Она изменилась в лице. Мне даже показалось, что побледнела.
— Ладно, — сказал я. — Если меня не выкликнут, я настаивать не стану. Ну а уж если объявят, тут ничего не поделаешь.
Она хотела еще что-то добавить, но почему-то раздумала. Сказала только:
— Хорошо. Бог даст, пронесет. Но если выйдет так, что вы уже не сможете отказаться и вам все-таки придется выступить, ни в коем случае — вы слышите? — ни в коем случае не солидаризируйтесь с Трегубом.
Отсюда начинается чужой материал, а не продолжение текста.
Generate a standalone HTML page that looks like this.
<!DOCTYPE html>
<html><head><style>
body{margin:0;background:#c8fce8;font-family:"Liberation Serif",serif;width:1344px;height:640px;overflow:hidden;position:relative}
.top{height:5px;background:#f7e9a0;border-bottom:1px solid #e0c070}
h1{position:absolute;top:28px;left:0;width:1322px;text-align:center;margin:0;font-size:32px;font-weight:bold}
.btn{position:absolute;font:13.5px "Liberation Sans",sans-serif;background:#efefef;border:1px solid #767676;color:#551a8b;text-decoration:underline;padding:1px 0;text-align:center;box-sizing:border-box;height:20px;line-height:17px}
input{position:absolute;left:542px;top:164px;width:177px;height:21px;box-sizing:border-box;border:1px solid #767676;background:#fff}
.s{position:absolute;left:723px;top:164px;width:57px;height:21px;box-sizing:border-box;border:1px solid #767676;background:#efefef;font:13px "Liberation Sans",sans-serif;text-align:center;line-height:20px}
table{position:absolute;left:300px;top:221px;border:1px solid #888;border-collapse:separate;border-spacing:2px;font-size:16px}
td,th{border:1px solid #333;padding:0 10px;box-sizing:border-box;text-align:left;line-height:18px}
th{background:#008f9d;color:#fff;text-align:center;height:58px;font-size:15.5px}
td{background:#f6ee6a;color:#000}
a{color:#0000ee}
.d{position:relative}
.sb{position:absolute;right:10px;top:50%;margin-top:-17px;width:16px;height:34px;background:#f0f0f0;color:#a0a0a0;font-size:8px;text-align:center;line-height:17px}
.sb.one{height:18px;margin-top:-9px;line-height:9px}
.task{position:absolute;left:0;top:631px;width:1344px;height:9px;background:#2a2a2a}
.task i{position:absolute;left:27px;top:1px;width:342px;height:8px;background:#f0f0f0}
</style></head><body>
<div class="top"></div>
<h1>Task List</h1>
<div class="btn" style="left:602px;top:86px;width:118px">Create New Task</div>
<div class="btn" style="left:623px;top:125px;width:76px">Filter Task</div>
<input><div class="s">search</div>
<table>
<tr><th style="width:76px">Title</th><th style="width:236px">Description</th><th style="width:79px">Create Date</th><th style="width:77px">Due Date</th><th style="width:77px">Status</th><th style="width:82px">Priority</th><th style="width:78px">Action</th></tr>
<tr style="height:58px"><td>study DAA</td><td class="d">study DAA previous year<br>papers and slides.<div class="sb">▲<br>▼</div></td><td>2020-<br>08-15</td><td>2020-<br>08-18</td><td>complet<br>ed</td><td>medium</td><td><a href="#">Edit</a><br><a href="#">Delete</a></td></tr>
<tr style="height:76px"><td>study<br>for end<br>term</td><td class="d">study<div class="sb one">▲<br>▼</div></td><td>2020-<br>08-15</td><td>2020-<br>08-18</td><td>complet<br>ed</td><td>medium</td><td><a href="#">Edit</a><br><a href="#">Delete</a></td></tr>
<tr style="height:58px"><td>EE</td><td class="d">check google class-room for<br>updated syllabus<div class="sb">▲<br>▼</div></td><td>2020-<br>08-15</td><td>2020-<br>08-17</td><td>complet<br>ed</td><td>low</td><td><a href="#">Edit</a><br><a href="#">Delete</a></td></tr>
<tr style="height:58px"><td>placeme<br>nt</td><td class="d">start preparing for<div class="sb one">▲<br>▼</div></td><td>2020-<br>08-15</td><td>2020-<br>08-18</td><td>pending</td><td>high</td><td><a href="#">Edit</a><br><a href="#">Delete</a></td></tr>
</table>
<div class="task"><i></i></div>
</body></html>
Я кивнул. Хорошо, мол, не буду.
Вообще-то я ни с каким Трегубом солидаризироваться и не собирался. Но предупреждение Веры Васильевны, чтобы я с ним не солидаризировался, было и не совсем беспочвенно.
Главная драка, главный бой на той дискуссии шел между двумя группами: группой Перцова и группой Трегуба.
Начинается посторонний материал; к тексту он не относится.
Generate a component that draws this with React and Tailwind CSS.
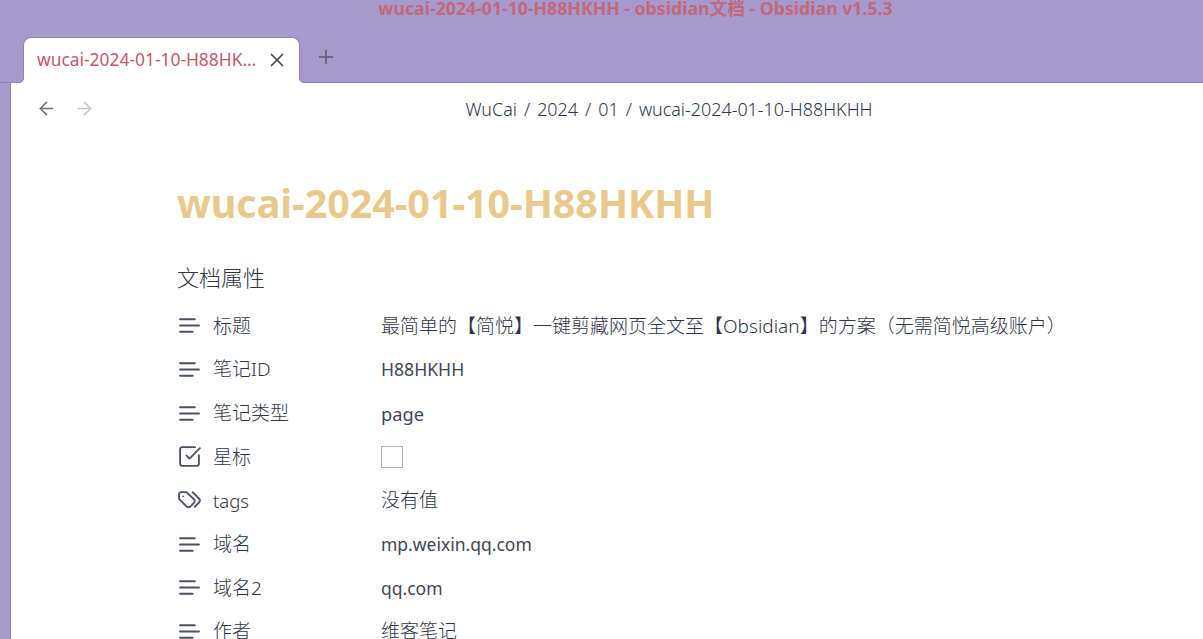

Перцов был автором недавно вышедшей толстенной монографии о Маяковском, выдвинутой на Сталинскую премию. Человек он был знающий, в былые времена даже близкий к ЛЕФу. Но основная идея его книги была мне, мягко говоря, не близка: он доказывал, что Маяковский постоянно боролся с футуризмом и формализмом, преодолевал его и наконец-то преодолел.
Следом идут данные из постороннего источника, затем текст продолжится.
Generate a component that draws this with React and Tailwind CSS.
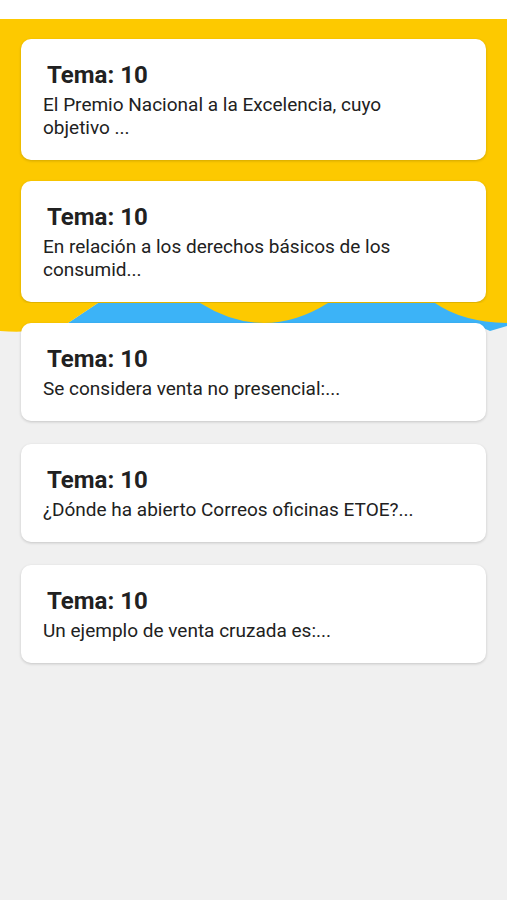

Трегуб тоже не был героем моего романа.
Все идеи его были такие же примитивные, вульгарные и такие же официозно-советские, как у Перцова. Да и сам облик его не внушал особых симпатий. (Злые языки говорили про него, что он — «двулик, двуязычен и трегуб».)
Но в нем меня привлекала задиристость, «боевитость», живой и даже яростный темперамент.
Главное, однако, было даже не это.
Согласно официальной тогдашней точке зрения, которую выражал Перцов, главным у Маяковского был его советский патриотизм, его революционный пафос, его верность идеям социализма и пролетарского интернационализма. И с этой точки зрения учениками и последователями Маяковского, верными продолжателями его дела, должны были считаться все советские поэты. В том числе и те, кому Маяковский был бесконечно чужд и даже враждебен.
Трегуб же доказывал, что учениками Маяковского и продолжателями его дела имеют право называться лишь те, кому близка поэтика Маяковского, его революционный переворот в системе русского стихосложения, его новые ритмы, его невиданные рифмы, его новаторское образное мышление.